▶ Challenge
Will you write out the data exactly, excluding every picture?

▶ Source data
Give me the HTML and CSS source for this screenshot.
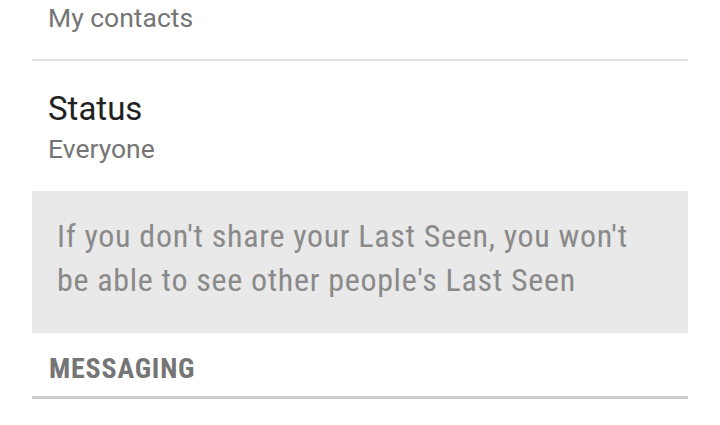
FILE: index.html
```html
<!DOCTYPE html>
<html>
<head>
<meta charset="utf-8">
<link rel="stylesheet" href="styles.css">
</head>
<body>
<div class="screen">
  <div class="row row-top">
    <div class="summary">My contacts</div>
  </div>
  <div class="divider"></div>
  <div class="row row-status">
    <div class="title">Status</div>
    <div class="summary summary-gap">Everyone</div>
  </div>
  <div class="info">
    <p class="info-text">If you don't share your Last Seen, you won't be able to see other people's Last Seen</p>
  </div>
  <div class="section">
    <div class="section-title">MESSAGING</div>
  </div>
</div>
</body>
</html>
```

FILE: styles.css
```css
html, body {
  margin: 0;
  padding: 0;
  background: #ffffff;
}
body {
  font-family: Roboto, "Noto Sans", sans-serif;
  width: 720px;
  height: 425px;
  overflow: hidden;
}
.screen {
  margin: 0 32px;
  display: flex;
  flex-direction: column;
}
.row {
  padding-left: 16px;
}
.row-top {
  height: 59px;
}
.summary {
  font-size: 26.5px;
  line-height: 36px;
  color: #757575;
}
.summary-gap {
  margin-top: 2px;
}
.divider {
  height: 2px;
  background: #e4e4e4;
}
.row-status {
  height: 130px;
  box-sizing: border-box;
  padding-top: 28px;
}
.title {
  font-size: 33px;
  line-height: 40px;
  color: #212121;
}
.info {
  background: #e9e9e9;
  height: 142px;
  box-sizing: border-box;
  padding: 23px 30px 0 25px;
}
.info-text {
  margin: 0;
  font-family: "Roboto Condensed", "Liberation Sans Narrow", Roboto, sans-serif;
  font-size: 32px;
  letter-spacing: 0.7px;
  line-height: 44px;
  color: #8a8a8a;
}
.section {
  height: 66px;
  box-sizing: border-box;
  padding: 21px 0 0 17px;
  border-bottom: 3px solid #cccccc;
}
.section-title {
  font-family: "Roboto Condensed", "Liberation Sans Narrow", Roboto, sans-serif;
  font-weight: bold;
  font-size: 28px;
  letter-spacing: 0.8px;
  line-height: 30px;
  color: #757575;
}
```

▶ Answer to this exercise
Give me the HTML and CSS source for this screenshot.
FILE: index.html
```html
<!DOCTYPE html>
<html>
<head>
<meta charset="utf-8">
<link rel="stylesheet" href="styles.css">
</head>
<body>
<div class="screen">
  <div class="row row-top">
    <div class="summary">My contacts</div>
  </div>
  <div class="divider"></div>
  <div class="row row-status">
    <div class="title">Status</div>
    <div class="summary summary-gap">Everyone</div>
  </div>
  <div class="info">
    <p class="info-text">If you don't share your Last Seen, you won't be able to see other people's Last Seen</p>
  </div>
  <div class="section">
    <div class="section-title">MESSAGING</div>
  </div>
</div>
</body>
</html>
```

FILE: styles.css
```css
html, body {
  margin: 0;
  padding: 0;
  background: #ffffff;
}
body {
  font-family: Roboto, "Noto Sans", sans-serif;
  width: 720px;
  height: 425px;
  overflow: hidden;
}
.screen {
  margin: 0 32px;
  display: flex;
  flex-direction: column;
}
.row {
  padding-left: 16px;
}
.row-top {
  height: 59px;
}
.summary {
  font-size: 26.5px;
  line-height: 36px;
  color: #757575;
}
.summary-gap {
  margin-top: 2px;
}
.divider {
  height: 2px;
  background: #e4e4e4;
}
.row-status {
  height: 130px;
  box-sizing: border-box;
  padding-top: 28px;
}
.title {
  font-size: 33px;
  line-height: 40px;
  color: #212121;
}
.info {
  background: #e9e9e9;
  height: 142px;
  box-sizing: border-box;
  padding: 23px 30px 0 25px;
}
.info-text {
  margin: 0;
  font-family: "Roboto Condensed", "Liberation Sans Narrow", Roboto, sans-serif;
  font-size: 32px;
  letter-spacing: 0.7px;
  line-height: 44px;
  color: #8a8a8a;
}
.section {
  height: 66px;
  box-sizing: border-box;
  padding: 21px 0 0 17px;
  border-bottom: 3px solid #cccccc;
}
.section-title {
  font-family: "Roboto Condensed", "Liberation Sans Narrow", Roboto, sans-serif;
  font-weight: bold;
  font-size: 28px;
  letter-spacing: 0.8px;
  line-height: 30px;
  color: #757575;
}
```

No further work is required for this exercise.